Now to write printf, just call spr with an empty argument list – the supplied arguments will be consed onto the list by spr until there are none remaining, and uprintf is called:

1
2
printf :: PrintfType t => String -> t
printf formatString = spr formatString []

The rest is just details. The uprintf function incrementally consumes the format string, building the output up as it goes. If it exhausts either the format string or the argument string while the other still has elements remaining, then it throws an error. Otherwise it watches for the % signs that signal a value to be interpolated, and calls the correct formatting function:

1
2
3
4
5
6
7
8
9
uprintf :: String -> [UPrintf] -> String
uprintf ""         []     = ""
uprintf ""         _      = fmterror
uprintf ('%':_:_ ) []     = argerror
uprintf ('%':c:cs) (u:us) = fmt c u ++ uprintf cs us
uprintf ( c :cs   ) us    = c : uprintf cs us

fmterror = error "Reached end of format string with args remaining."
argerror = error "Insufficient args for format string"

The fmt function looks at what type of value is to be interpolated, and makes a call to the appropriate function for converting the argument into a string:

1
2
3
4
5
6
7
8
9
10
11
fmt :: Char -> UPrintf -> String
fmt 'd' u = asint u
fmt 's' u = asstr u

asint (Integer i) = show i
asint (String  _) = typeerror "Integer" "String"

asstr (String  s) = s
asstr (Integer _) = typeerror "String" "Integer"
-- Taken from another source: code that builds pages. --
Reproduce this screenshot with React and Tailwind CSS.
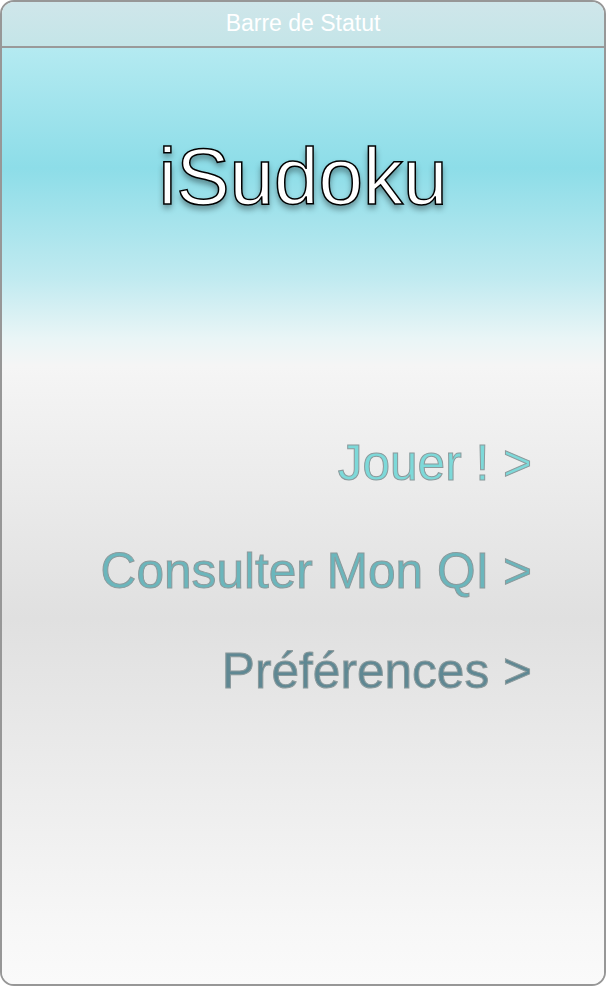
import React from "react";

const menu = [
  { label: "Jouer ! >", color: "text-[#7dd9d9]", space: "" },
  { label: "Consulter Mon QI >", color: "text-[#6bb6bc]", space: "mt-[52px]" },
  { label: "Préférences >", color: "text-[#5f8893]", space: "mt-[44px]" },
];

export default function App() {
  return (
    <div
      className="w-[606px] h-[986px] bg-white"
      style={{ fontFamily: '"Liberation Sans", Arial, sans-serif' }}
    >
      <div className="w-full h-full rounded-[14px] border-2 border-[#979797] overflow-hidden flex flex-col">
        {/* status bar */}
        <div className="h-[46px] shrink-0 bg-gradient-to-b from-[#cfe6ea] to-[#c4e5e8] border-b-2 border-[#9a9a9a] flex items-center justify-center">
          <span className="text-white text-[23px] leading-none -mt-[2px]">Barre de Statut</span>
        </div>

        <div className="flex-1 flex flex-col bg-[linear-gradient(to_bottom,#b4eaf1_0px,#8ddde8_120px,#c0eaf0_230px,#e9f5f6_290px,#f5f5f5_318px,#e0e0e0_570px,#f7f7f7_880px,#fafafa_100%)]">
          <div className="h-[270px] flex items-start justify-center pt-[89px]">
            <h1
              className="text-white text-[80px] leading-none"
              style={{
                WebkitTextStroke: "1.5px #000",
                textShadow: "0 4px 6px rgba(0,0,0,0.45)",
              }}
            >
              iSudoku
            </h1>
          </div>

          <div className="flex flex-col items-end pr-[72px] pt-[117px]">
            {menu.map((m) => (
              <div
                key={m.label}
                className={`${m.color} ${m.space} text-[49.6px] leading-[56px]`}
                style={{ WebkitTextStroke: "1px #8c9a9c" }}
              >
                {m.label}
              </div>
            ))}
          </div>
        </div>
      </div>
    </div>
  );
}
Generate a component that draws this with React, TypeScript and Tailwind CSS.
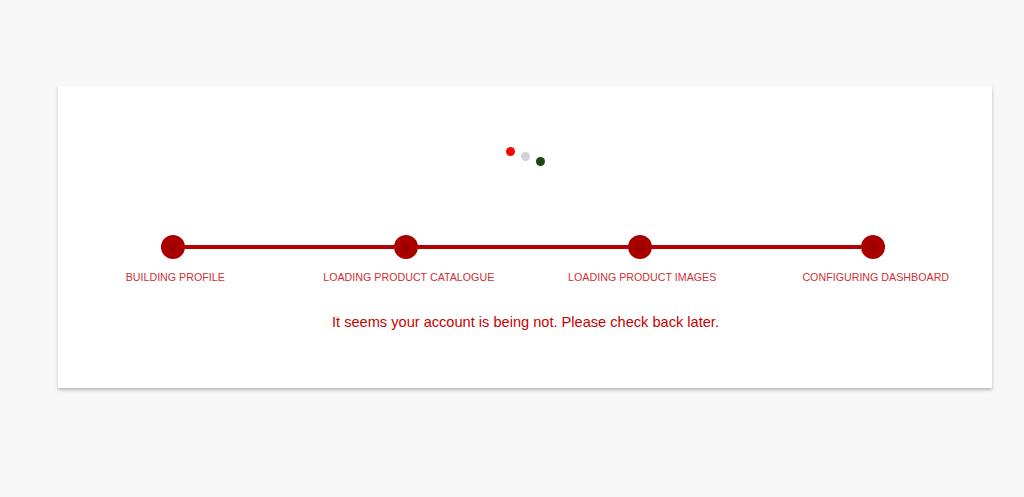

typeerror t1 t2 = error $ "Type error: expected " ++ t1 ++ ", got " ++ t2 ++ "."

Our simple module only allows for strings and integers to be interpolated into the format string, and doesn’t allow for complicated format strings like "%8d" or "%6.2f". These features can be implemented by adding more cases to fmt – the fundamental architecture that allows for polymorphic, polyvariadic functions is in place.